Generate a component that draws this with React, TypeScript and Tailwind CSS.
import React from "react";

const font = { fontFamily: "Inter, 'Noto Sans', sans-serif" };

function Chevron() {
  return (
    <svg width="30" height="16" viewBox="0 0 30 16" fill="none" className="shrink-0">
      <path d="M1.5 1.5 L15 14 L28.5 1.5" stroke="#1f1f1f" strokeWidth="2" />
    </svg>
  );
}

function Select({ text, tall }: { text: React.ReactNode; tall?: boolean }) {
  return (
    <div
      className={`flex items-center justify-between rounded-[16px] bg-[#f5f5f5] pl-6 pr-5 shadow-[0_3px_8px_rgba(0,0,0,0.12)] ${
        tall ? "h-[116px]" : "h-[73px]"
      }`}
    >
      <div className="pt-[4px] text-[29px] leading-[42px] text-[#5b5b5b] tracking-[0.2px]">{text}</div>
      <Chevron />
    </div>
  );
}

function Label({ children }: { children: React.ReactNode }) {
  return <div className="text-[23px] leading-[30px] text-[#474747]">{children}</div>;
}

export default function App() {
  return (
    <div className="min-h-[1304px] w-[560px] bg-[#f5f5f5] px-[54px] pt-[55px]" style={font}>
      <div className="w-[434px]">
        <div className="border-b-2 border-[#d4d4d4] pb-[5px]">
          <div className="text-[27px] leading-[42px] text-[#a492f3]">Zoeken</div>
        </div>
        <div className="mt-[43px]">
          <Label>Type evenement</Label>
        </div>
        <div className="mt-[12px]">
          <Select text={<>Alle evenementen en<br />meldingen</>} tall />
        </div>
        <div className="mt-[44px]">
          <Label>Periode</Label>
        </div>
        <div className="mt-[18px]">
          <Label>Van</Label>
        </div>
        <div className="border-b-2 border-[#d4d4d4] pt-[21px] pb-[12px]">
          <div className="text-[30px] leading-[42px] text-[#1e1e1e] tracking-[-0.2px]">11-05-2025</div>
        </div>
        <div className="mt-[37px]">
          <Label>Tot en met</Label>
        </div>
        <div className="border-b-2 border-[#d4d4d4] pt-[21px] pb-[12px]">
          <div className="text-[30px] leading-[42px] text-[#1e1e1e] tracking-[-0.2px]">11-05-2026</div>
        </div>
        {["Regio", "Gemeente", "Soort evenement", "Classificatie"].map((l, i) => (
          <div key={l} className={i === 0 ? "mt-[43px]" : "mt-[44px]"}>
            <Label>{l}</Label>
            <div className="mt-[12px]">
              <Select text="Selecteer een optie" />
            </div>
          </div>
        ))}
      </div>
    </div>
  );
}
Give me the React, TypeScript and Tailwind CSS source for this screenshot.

## What you will do
Take the listing above and set it down exactly.

## Solution to this task
Generate a component that draws this with React, TypeScript and Tailwind CSS.
import React from "react";

const font = { fontFamily: "Inter, 'Noto Sans', sans-serif" };

function Chevron() {
  return (
    <svg width="30" height="16" viewBox="0 0 30 16" fill="none" className="shrink-0">
      <path d="M1.5 1.5 L15 14 L28.5 1.5" stroke="#1f1f1f" strokeWidth="2" />
    </svg>
  );
}

function Select({ text, tall }: { text: React.ReactNode; tall?: boolean }) {
  return (
    <div
      className={`flex items-center justify-between rounded-[16px] bg-[#f5f5f5] pl-6 pr-5 shadow-[0_3px_8px_rgba(0,0,0,0.12)] ${
        tall ? "h-[116px]" : "h-[73px]"
      }`}
    >
      <div className="pt-[4px] text-[29px] leading-[42px] text-[#5b5b5b] tracking-[0.2px]">{text}</div>
      <Chevron />
    </div>
  );
}

function Label({ children }: { children: React.ReactNode }) {
  return <div className="text-[23px] leading-[30px] text-[#474747]">{children}</div>;
}

export default function App() {
  return (
    <div className="min-h-[1304px] w-[560px] bg-[#f5f5f5] px-[54px] pt-[55px]" style={font}>
      <div className="w-[434px]">
        <div className="border-b-2 border-[#d4d4d4] pb-[5px]">
          <div className="text-[27px] leading-[42px] text-[#a492f3]">Zoeken</div>
        </div>
        <div className="mt-[43px]">
          <Label>Type evenement</Label>
        </div>
        <div className="mt-[12px]">
          <Select text={<>Alle evenementen en<br />meldingen</>} tall />
        </div>
        <div className="mt-[44px]">
          <Label>Periode</Label>
        </div>
        <div className="mt-[18px]">
          <Label>Van</Label>
        </div>
        <div className="border-b-2 border-[#d4d4d4] pt-[21px] pb-[12px]">
          <div className="text-[30px] leading-[42px] text-[#1e1e1e] tracking-[-0.2px]">11-05-2025</div>
        </div>
        <div className="mt-[37px]">
          <Label>Tot en met</Label>
        </div>
        <div className="border-b-2 border-[#d4d4d4] pt-[21px] pb-[12px]">
          <div className="text-[30px] leading-[42px] text-[#1e1e1e] tracking-[-0.2px]">11-05-2026</div>
        </div>
        {["Regio", "Gemeente", "Soort evenement", "Classificatie"].map((l, i) => (
          <div key={l} className={i === 0 ? "mt-[43px]" : "mt-[44px]"}>
            <Label>{l}</Label>
            <div className="mt-[12px]">
              <Select text="Selecteer een optie" />
            </div>
          </div>
        ))}
      </div>
    </div>
  );
}
Give me the React, TypeScript and Tailwind CSS source for this screenshot.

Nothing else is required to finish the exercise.